GIB'S LAWS OF COMPUTER UNRELIABILITY

1. Computers are unreliable, but humans are even more unreliable.
2. Any system which depends on human reliability is an unreliable system.
3. The only difference between the fool and the criminal who attack a 
   system is that the fool attacks unpredictably and on a broader front. 
4. Self-checking systems tend to have an inherent lack of reliability of 
   the system in which they are used. 
5. The error-detection and correction capabilities of any system will serve 
   the key to understanding the type of error which thay can not handle. 
6. Undetectable errors are infinite in variety, in contrast to detectable 
   errors, which by definitionare limited. 
7. Investment in reliability will increase until it exceeds the probable 
   cost of the errors or until somebody insists on getting some useful work 
   done. 


GROSCH'S LAW

Computing power increases as the square of the cost. if you want to do it 
twice as cheaply, you have to do it four times as fast. 


ISAAC ASIMOV'S THREE LAWS OF ROBOTICS

1. A robot may not injure a human being or, through inaction, allow a human 
   being to come to harm. 
2. A robot must obey orders given to it by a human being except where such 
   orders would conflict with the first law. 
3. A robot must protect its own existance as long as such protection does 
   not conflict with the first or second law. 


HOROWITZ'S SONG FOR IN-HOUSE COMPUTER PROGRAMS

"I/O, I/O, it's off to work we go ..."


HOROWITZ'S RULES

1. Wisdom consists of knowing when to avoid perfection.
2. A computer makes as many mistakes in two seconds as twenty men working 
   twenty years make. 
3. There exist unthinkable thoughts.


GALEF'S DEDUCTIONS

1. Microminiaturazation just makes the problem harder to get at.
2. Flaws found in the program will usually turn out to be flaws in the 
   system, but never vice versa. 
3. Fallible men design fallible computers.


HUNT'S LAW OF SUSPENSE

If any work has a suspense date on it, that work will be completed as close 
to the suspense date as possible regardless of how far in advance the work 
was programmed. 


A LAW FOR THE FUTURE

If it's not in a computer, it doesn't exist.


MC AULEY'S AXIOM

If a system is of sufficient complexity, it will be built before it is 
designed, implemented before it is tested, and outdated before it is 
debugged. 


MAIER'S LAWS

1. If the facts do not conform to the theory, they must be disposed of.
2. The bigger the theory the better.


ANOTHER ONE OF MURPHY'S LAWS

If mathematically you end up with the incorrect answer, try multiplying by 
the page number. 


SNAFU EQUATIONS

1. Given any problem containing n equations, there will be n+1 unknowns. 
2. An object or bit of information most needed will be least available. 
3. Any device requiring service or adjustment will be least accessible.
4. Interchangeable devices won't.
5. Badness comes in waves.


BRADLEY'S BROMIDE

If computers get too powerful, we can organize them into committee.
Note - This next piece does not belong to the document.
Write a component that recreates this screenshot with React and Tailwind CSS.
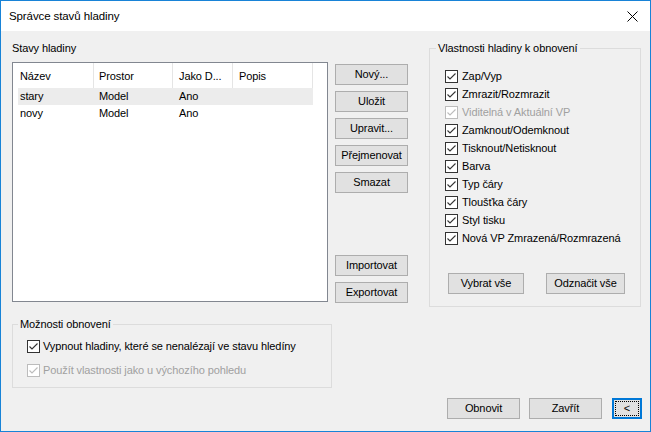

That'll 
do them in!!! 


THE ENGINEER'S LAW

If it can't be done with jumpers, it isn't worth doing.


ARTHUR C. CLARK'S LAW

It has yet to be proven that intelligence has any survival value.


THE FAIL-SAFE THEOREM

When a fail-safe system fails, it fails by failing to be fail-safe. 


LAUNEGAYER'S MAXIM

All the world's an analog stage, and digital circuits play only bit parts. 


FEATHERSTONE'S ACCURATE STEPS TO SYSTEMS DEVELOPMENT

1. Wild Enthusiasm
2. Disillusionment
3. Total confusion
4. Search for the Guilty
5. Punishment of the iNnocent
6. Promotion of Nonparticipants


WEINBERG'S LAW

If builders built buildings the way the programmers wrote programs, the 
first woodpecker that came along would destroy civilization.